Kotlin/dataframe

Describe breaks on `Number` column (and other statistics inconsistencies)

Jolanrensen opened this issue · 3 comments

This happens because the Iterable<Number>.std() function accepts Number but doesn't convert them to Double (like mean() does).

There are a couple more missing actually:

  • cumSum
    • Misses Byte, Short
    • Has DataColumn overloads but not Iterable/Sequence
  • mean
    • Has Sequence<Double | Float> but not for other Number types
  • median
    • Misses Float, Byte, Short, Number (it only works on Comparable)
    • Needs to handle other types consistently
    • No Sequence overloads
    • Cannot skipNA (if applicable)
  • min and max
    • internal Iterable<T>.min and max are not used and can be removed. Stdlib functions for Comparable sequences and iterables are used instead.
    • Misses Number (it only works on Comparable)
  • std
    • Breaks if type is Number
    • Short and Byte are cast to Int which works but is a bit iffy
    • Iterable overloads missing for Number, Short, Byte
    • Sequence overloads missing
    • Nullable overloads missing for Iterable (and sequence)
  • varianceAndMean
    • also provides std(ddof: Int) function without docs of what ddof even means, as well as count.
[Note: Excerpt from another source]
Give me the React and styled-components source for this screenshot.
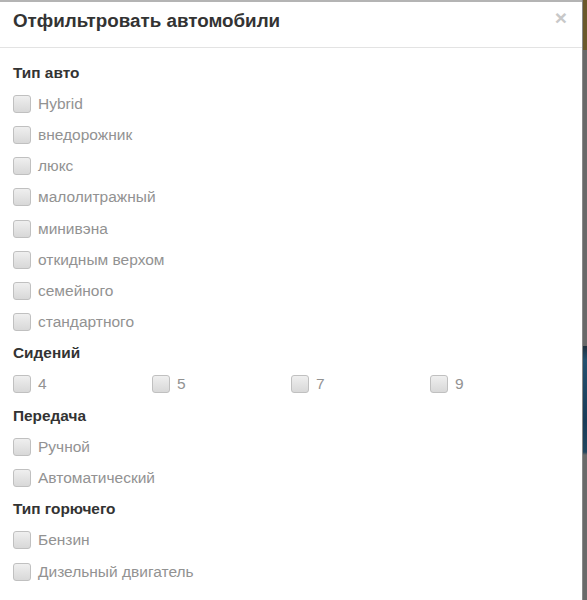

Could have a better name. Also can produce nulls?? this screams for documentation.
    • variance functions are missing on DataColumns entirely (had to be added separately for Kandy)
    • Misses Short, Byte, Number, and nullable overloads
    • Misses Sequence overloads
  • sum
    • Has TODOs where types are amiss
    • Misses Float(!), Short, Byte, Number in various Iterable overloads.

All are also missing BigInteger as we're supporting BigDecimal too.

#352 probably same problem

As mentioned here #543, some functions like median(ints) might result in an unexpectedly rounded Int in return. It might be better to let all functions return Double and then handle BigInteger / BigDecimal separately for now, as they're java-specific for now.